**WHAT YOU SHOULD DO:** Your copy of the material below should match it exactly, except that it holds no pictures.

Interface markup and scripts:
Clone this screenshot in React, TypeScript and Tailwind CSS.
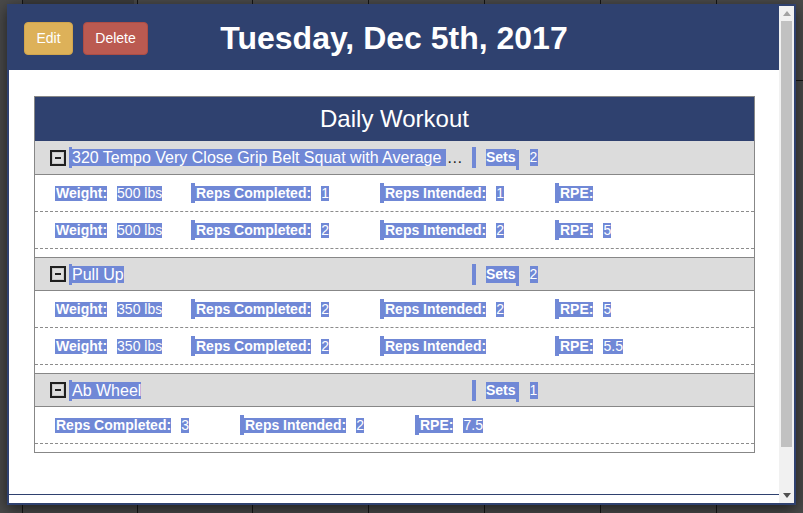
import React from "react"

type Cell = { label: string; value: string; width: string; bar: boolean }
type Exercise = { name: string; more: boolean; sets: string; rows: Cell[][] }

// four-column set row used by weighted movements
const weighted = (w: string, rc: string, ri: string, rpe: string): Cell[] => [
  { label: "Weight:", value: w, width: "w-[136px]", bar: false },
  { label: "Reps Completed:", value: rc, width: "w-[189px]", bar: true },
  { label: "Reps Intended:", value: ri, width: "w-[175px]", bar: true },
  { label: "RPE:", value: rpe, width: "w-auto", bar: true },
]

const exercises: Exercise[] = [
  {
    name: "320 Tempo Very Close Grip Belt Squat with Average",
    more: true,
    sets: "2",
    rows: [weighted("500 lbs", "1", "1", ""), weighted("500 lbs", "2", "2", "5")],
  },
  {
    name: "Pull Up",
    more: false,
    sets: "2",
    rows: [weighted("350 lbs", "2", "2", "5"), weighted("350 lbs", "2", "", "5.5")],
  },
  {
    name: "Ab Wheel",
    more: false,
    sets: "1",
    rows: [
      [
        { label: "Reps Completed:", value: "3", width: "w-[185px]", bar: false },
        { label: "Reps Intended:", value: "2", width: "w-[175px]", bar: true },
        { label: "RPE:", value: "7.5", width: "w-auto", bar: true },
      ],
    ],
  },
]

function MinusBox() {
  return (
    <svg width="16" height="16" viewBox="0 0 16 16" className="shrink-0">
      <rect x="1" y="1" width="14" height="14" fill="#c9c9c9" stroke="#1f1f1f" strokeWidth="2" />
      <rect x="3" y="3" width="10" height="10" fill="#dedede" />
      <rect x="5" y="7" width="6" height="2" fill="#222" />
    </svg>
  )
}

function SetRow({ cells }: { cells: Cell[] }) {
  return (
    <div className="h-[37px] border-b border-dashed border-[#8c8c8c] flex items-center pl-[20px] text-[14px]">
      {cells.map((c, i) => (
        <div key={i} className={`${c.width} flex items-center shrink-0`}>
          {c.bar && <span className="w-[4px] h-[20px] bg-[#7088d6]" />}
          <span className="bg-[#7088d6] text-white font-bold leading-[15px] pl-[1px]">{c.label}</span>
          {c.value && (
            <span className="ml-[10px] bg-[#7088d6] text-white leading-[15px]">{c.value}</span>
          )}
        </div>
      ))}
    </div>
  )
}

function ExerciseGroup({ ex, first }: { ex: Exercise; first: boolean }) {
  return (
    <div className="mb-2">
      <div
        className={
          first
            ? "h-[34px] border-b border-[#878787] bg-[#dcdcdc] flex items-center pl-[15px]"
            : "h-[34px] border-y border-[#878787] bg-[#dcdcdc] flex items-center pl-[15px]"
        }
      >
        <MinusBox />
        <div className="w-[403px] flex items-center ml-[3px] text-[16px]">
          <span className="w-[3px] h-[21px] bg-[#7088d6]" />
          <span className="bg-[#7088d6] text-white leading-[17px] whitespace-nowrap">
            {ex.name}
            {ex.more ? "\u00a0" : ""}
          </span>
          {ex.more && <span className="text-[#222] ml-[1px]">…</span>}
        </div>
        <div className="flex items-center text-[14px]">
          <span className="w-[4px] h-[21px] bg-[#7088d6]" />
          <span className="ml-[10px] bg-[#7088d6] text-white font-bold leading-[17px]">Sets</span>
          <span className="w-[3px] h-[20px] mt-[4px] bg-[#7088d6]" />
          <span className="ml-[11px] bg-[#7088d6] text-white leading-[17px] pr-[1px]">{ex.sets}</span>
        </div>
      </div>
      {ex.rows.map((r, i) => (
        <SetRow key={i} cells={r} />
      ))}
    </div>
  )
}

export default function App() {
  return (
    <div className="relative w-[803px] h-[513px] overflow-hidden bg-[#4a4a4a] font-['Liberation_Sans',Arial,sans-serif]">
      {/* calendar behind the overlay */}
      <div className="flex h-full">
        <div className="w-[23px] shrink-0 border-r border-[#151515]" />
        <div className="w-[115px] shrink-0 border-r border-[#151515]">
          <div className="h-[80px] mr-[3px] bg-[#3c3c3c]" />
        </div>
        <div className="w-[115px] shrink-0 border-r border-[#151515]" />
        <div className="w-[116px] shrink-0 border-r border-[#151515]" />
        <div className="w-[116px] shrink-0 border-r border-[#151515]" />
        <div className="w-[116px] shrink-0 border-r border-[#151515]" />
        <div className="w-[116px] shrink-0 border-r border-[#151515]" />
        <div className="flex-1">
          <div className="h-[81px] border-b border-[#151515]" />
        </div>
      </div>

      {/* modal */}
      <div className="absolute left-[7px] top-[4px] w-[789px] h-[501px] border-2 border-[#2f416f] bg-white flex shadow-[0_4px_14px_rgba(0,0,0,0.6)]">
        <div className="flex-1 flex flex-col min-w-0">
          <header className="h-16 bg-[#2f416f] grid grid-cols-[1fr_auto_1fr] items-center px-[15px]">
            <div className="flex gap-[10px]">
              <button className="h-[33px] w-[49px] rounded-[4px] bg-[#ddb159] border border-[#d2a54c] text-white text-[14px]">
                Edit
              </button>
              <button className="h-[33px] w-[65px] rounded-[4px] bg-[#bb5a51] border border-[#ad4d45] text-white text-[14px]">
                Delete
              </button>
            </div>
            <h1 className="text-white font-bold text-[32px] leading-none">Tuesday, Dec 5th, 2017</h1>
            <div />
          </header>

          <div className="flex-1 pt-[26px] pl-[25px] pr-[24px]">
            <div className="border border-[#878787]">
              <div className="h-[44px] bg-[#2f416f] flex items-center justify-center text-white text-[24px]">
                Daily Workout
              </div>
              {exercises.map((ex, i) => (
                <ExerciseGroup key={i} ex={ex} first={i === 0} />
              ))}
            </div>
          </div>

          <div className="h-[9px] border-t border-[#2f416f]" />
        </div>

        {/* scrollbar */}
        <div className="w-[15px] bg-[#f1f1f1] flex flex-col items-center">
          <div className="h-[15px] flex items-center justify-center">
            <svg width="8" height="5" viewBox="0 0 8 5">
              <path d="M0 5 L4 0 L8 5 Z" fill="#a3a3a3" />
            </svg>
          </div>
          <div className="w-[11px] h-[426px] bg-[#c1c1c1]" />
          <div className="flex-1" />
          <div className="h-[15px] flex items-center justify-center">
            <svg width="8" height="5" viewBox="0 0 8 5">
              <path d="M0 0 L8 0 L4 5 Z" fill="#505050" />
            </svg>
          </div>
        </div>
      </div>
    </div>
  )
}
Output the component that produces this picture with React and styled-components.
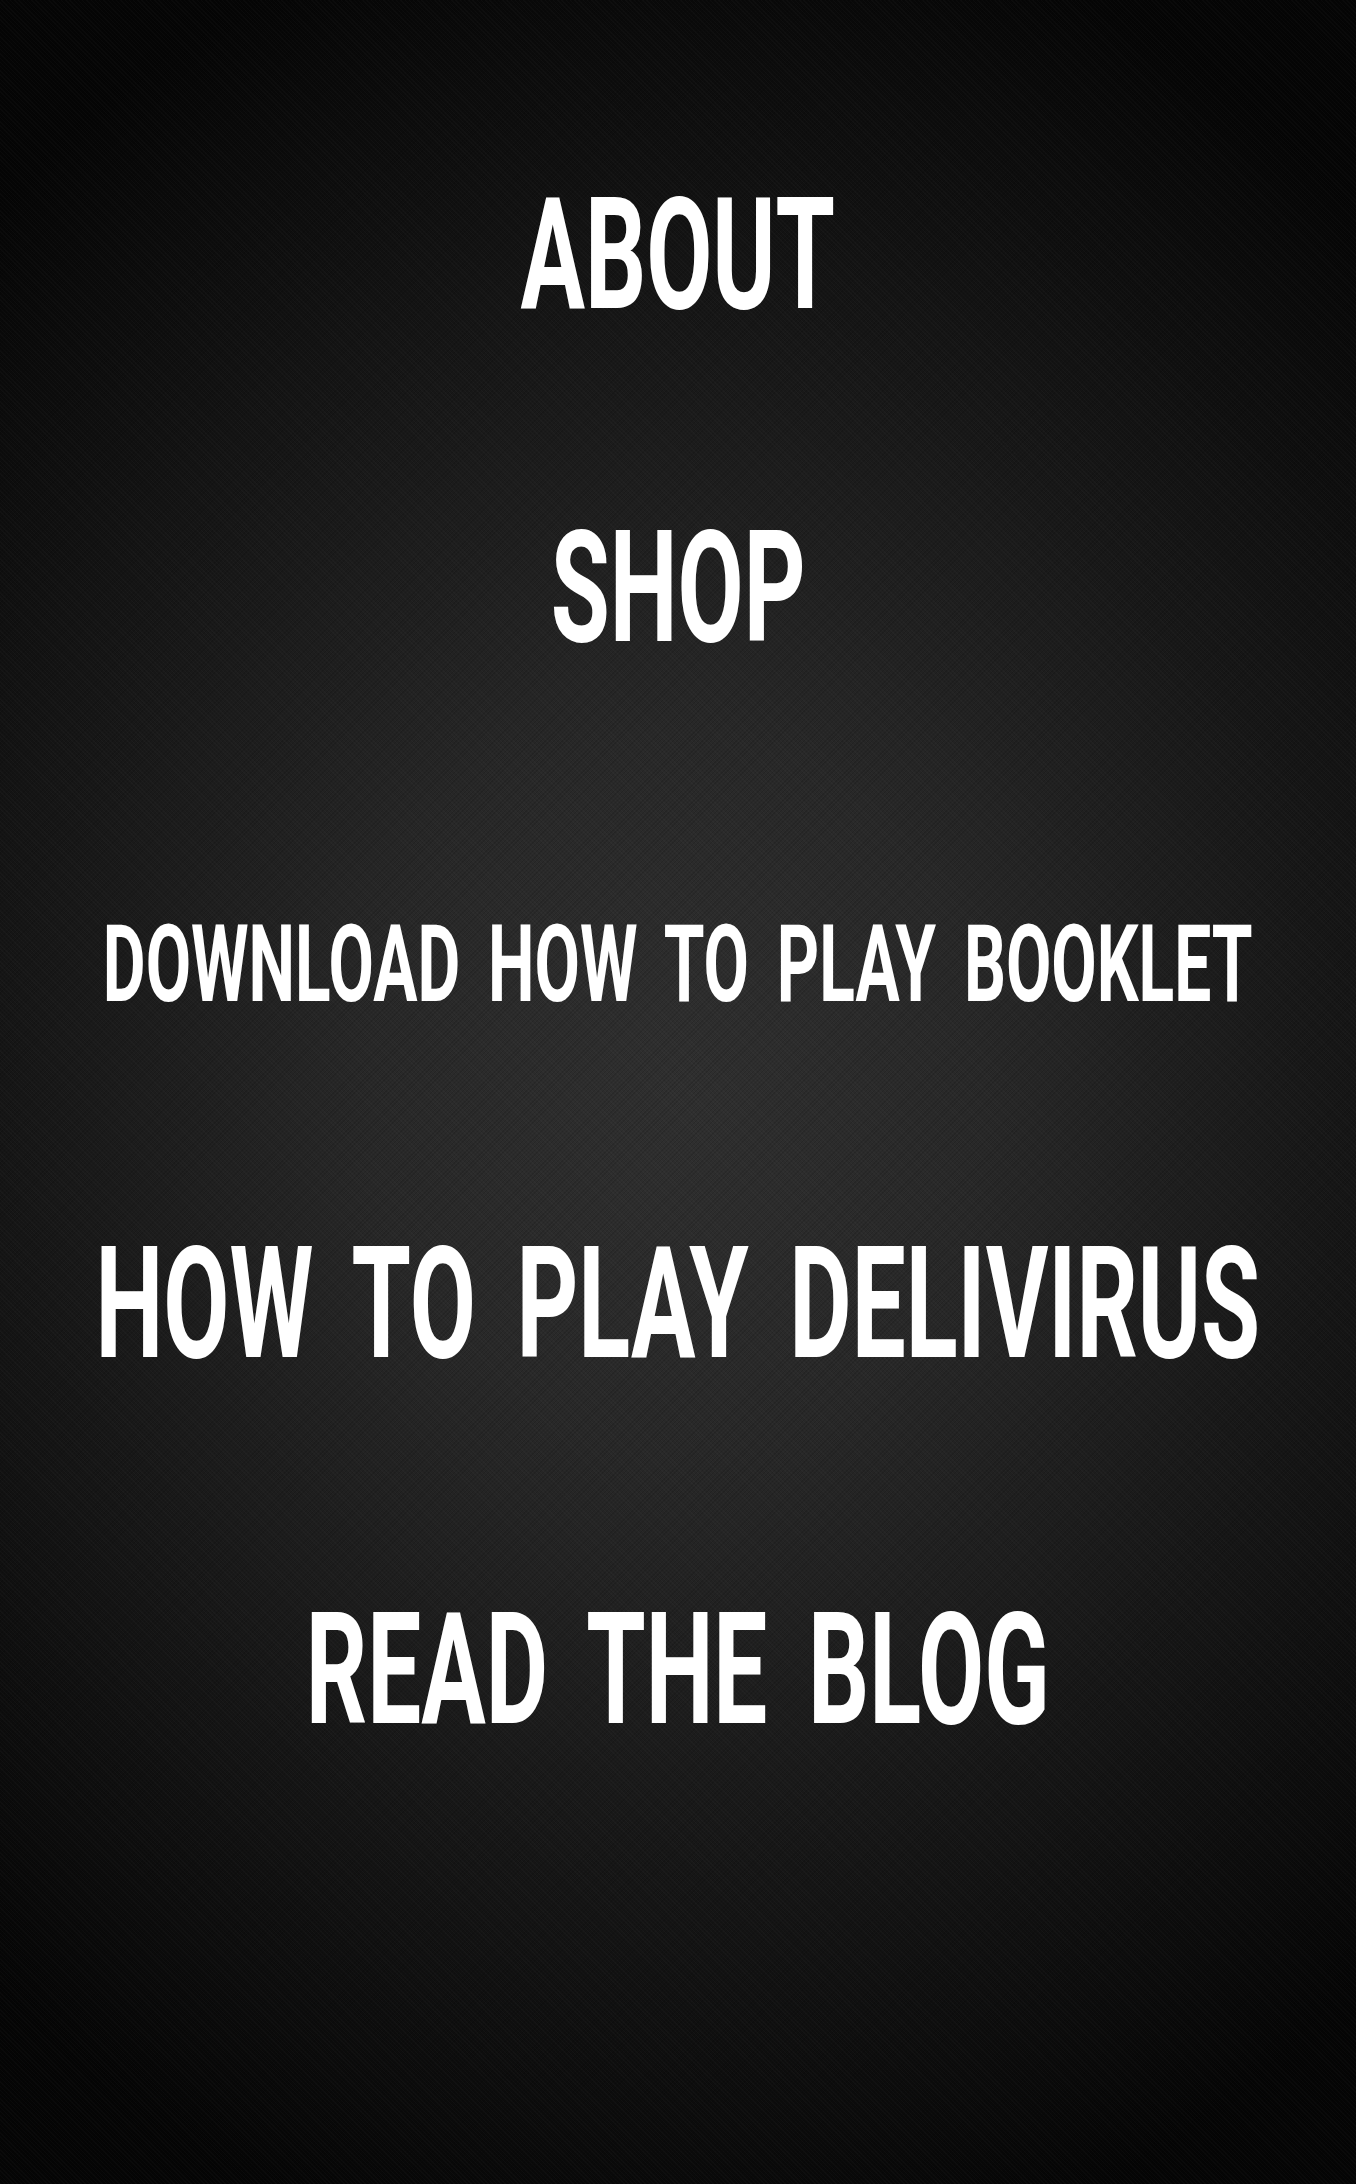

**WRITTEN ANSWER:**
Clone this screenshot in React, TypeScript and Tailwind CSS.
import React from "react"

type Cell = { label: string; value: string; width: string; bar: boolean }
type Exercise = { name: string; more: boolean; sets: string; rows: Cell[][] }

// four-column set row used by weighted movements
const weighted = (w: string, rc: string, ri: string, rpe: string): Cell[] => [
  { label: "Weight:", value: w, width: "w-[136px]", bar: false },
  { label: "Reps Completed:", value: rc, width: "w-[189px]", bar: true },
  { label: "Reps Intended:", value: ri, width: "w-[175px]", bar: true },
  { label: "RPE:", value: rpe, width: "w-auto", bar: true },
]

const exercises: Exercise[] = [
  {
    name: "320 Tempo Very Close Grip Belt Squat with Average",
    more: true,
    sets: "2",
    rows: [weighted("500 lbs", "1", "1", ""), weighted("500 lbs", "2", "2", "5")],
  },
  {
    name: "Pull Up",
    more: false,
    sets: "2",
    rows: [weighted("350 lbs", "2", "2", "5"), weighted("350 lbs", "2", "", "5.5")],
  },
  {
    name: "Ab Wheel",
    more: false,
    sets: "1",
    rows: [
      [
        { label: "Reps Completed:", value: "3", width: "w-[185px]", bar: false },
        { label: "Reps Intended:", value: "2", width: "w-[175px]", bar: true },
        { label: "RPE:", value: "7.5", width: "w-auto", bar: true },
      ],
    ],
  },
]

function MinusBox() {
  return (
    <svg width="16" height="16" viewBox="0 0 16 16" className="shrink-0">
      <rect x="1" y="1" width="14" height="14" fill="#c9c9c9" stroke="#1f1f1f" strokeWidth="2" />
      <rect x="3" y="3" width="10" height="10" fill="#dedede" />
      <rect x="5" y="7" width="6" height="2" fill="#222" />
    </svg>
  )
}

function SetRow({ cells }: { cells: Cell[] }) {
  return (
    <div className="h-[37px] border-b border-dashed border-[#8c8c8c] flex items-center pl-[20px] text-[14px]">
      {cells.map((c, i) => (
        <div key={i} className={`${c.width} flex items-center shrink-0`}>
          {c.bar && <span className="w-[4px] h-[20px] bg-[#7088d6]" />}
          <span className="bg-[#7088d6] text-white font-bold leading-[15px] pl-[1px]">{c.label}</span>
          {c.value && (
            <span className="ml-[10px] bg-[#7088d6] text-white leading-[15px]">{c.value}</span>
          )}
        </div>
      ))}
    </div>
  )
}

function ExerciseGroup({ ex, first }: { ex: Exercise; first: boolean }) {
  return (
    <div className="mb-2">
      <div
        className={
          first
            ? "h-[34px] border-b border-[#878787] bg-[#dcdcdc] flex items-center pl-[15px]"
            : "h-[34px] border-y border-[#878787] bg-[#dcdcdc] flex items-center pl-[15px]"
        }
      >
        <MinusBox />
        <div className="w-[403px] flex items-center ml-[3px] text-[16px]">
          <span className="w-[3px] h-[21px] bg-[#7088d6]" />
          <span className="bg-[#7088d6] text-white leading-[17px] whitespace-nowrap">
            {ex.name}
            {ex.more ? "\u00a0" : ""}
          </span>
          {ex.more && <span className="text-[#222] ml-[1px]">…</span>}
        </div>
        <div className="flex items-center text-[14px]">
          <span className="w-[4px] h-[21px] bg-[#7088d6]" />
          <span className="ml-[10px] bg-[#7088d6] text-white font-bold leading-[17px]">Sets</span>
          <span className="w-[3px] h-[20px] mt-[4px] bg-[#7088d6]" />
          <span className="ml-[11px] bg-[#7088d6] text-white leading-[17px] pr-[1px]">{ex.sets}</span>
        </div>
      </div>
      {ex.rows.map((r, i) => (
        <SetRow key={i} cells={r} />
      ))}
    </div>
  )
}

export default function App() {
  return (
    <div className="relative w-[803px] h-[513px] overflow-hidden bg-[#4a4a4a] font-['Liberation_Sans',Arial,sans-serif]">
      {/* calendar behind the overlay */}
      <div className="flex h-full">
        <div className="w-[23px] shrink-0 border-r border-[#151515]" />
        <div className="w-[115px] shrink-0 border-r border-[#151515]">
          <div className="h-[80px] mr-[3px] bg-[#3c3c3c]" />
        </div>
        <div className="w-[115px] shrink-0 border-r border-[#151515]" />
        <div className="w-[116px] shrink-0 border-r border-[#151515]" />
        <div className="w-[116px] shrink-0 border-r border-[#151515]" />
        <div className="w-[116px] shrink-0 border-r border-[#151515]" />
        <div className="w-[116px] shrink-0 border-r border-[#151515]" />
        <div className="flex-1">
          <div className="h-[81px] border-b border-[#151515]" />
        </div>
      </div>

      {/* modal */}
      <div className="absolute left-[7px] top-[4px] w-[789px] h-[501px] border-2 border-[#2f416f] bg-white flex shadow-[0_4px_14px_rgba(0,0,0,0.6)]">
        <div className="flex-1 flex flex-col min-w-0">
          <header className="h-16 bg-[#2f416f] grid grid-cols-[1fr_auto_1fr] items-center px-[15px]">
            <div className="flex gap-[10px]">
              <button className="h-[33px] w-[49px] rounded-[4px] bg-[#ddb159] border border-[#d2a54c] text-white text-[14px]">
                Edit
              </button>
              <button className="h-[33px] w-[65px] rounded-[4px] bg-[#bb5a51] border border-[#ad4d45] text-white text-[14px]">
                Delete
              </button>
            </div>
            <h1 className="text-white font-bold text-[32px] leading-none">Tuesday, Dec 5th, 2017</h1>
            <div />
          </header>

          <div className="flex-1 pt-[26px] pl-[25px] pr-[24px]">
            <div className="border border-[#878787]">
              <div className="h-[44px] bg-[#2f416f] flex items-center justify-center text-white text-[24px]">
                Daily Workout
              </div>
              {exercises.map((ex, i) => (
                <ExerciseGroup key={i} ex={ex} first={i === 0} />
              ))}
            </div>
          </div>

          <div className="h-[9px] border-t border-[#2f416f]" />
        </div>

        {/* scrollbar */}
        <div className="w-[15px] bg-[#f1f1f1] flex flex-col items-center">
          <div className="h-[15px] flex items-center justify-center">
            <svg width="8" height="5" viewBox="0 0 8 5">
              <path d="M0 5 L4 0 L8 5 Z" fill="#a3a3a3" />
            </svg>
          </div>
          <div className="w-[11px] h-[426px] bg-[#c1c1c1]" />
          <div className="flex-1" />
          <div className="h-[15px] flex items-center justify-center">
            <svg width="8" height="5" viewBox="0 0 8 5">
              <path d="M0 0 L8 0 L4 5 Z" fill="#505050" />
            </svg>
          </div>
        </div>
      </div>
    </div>
  )
}
Output the component that produces this picture with React and styled-components.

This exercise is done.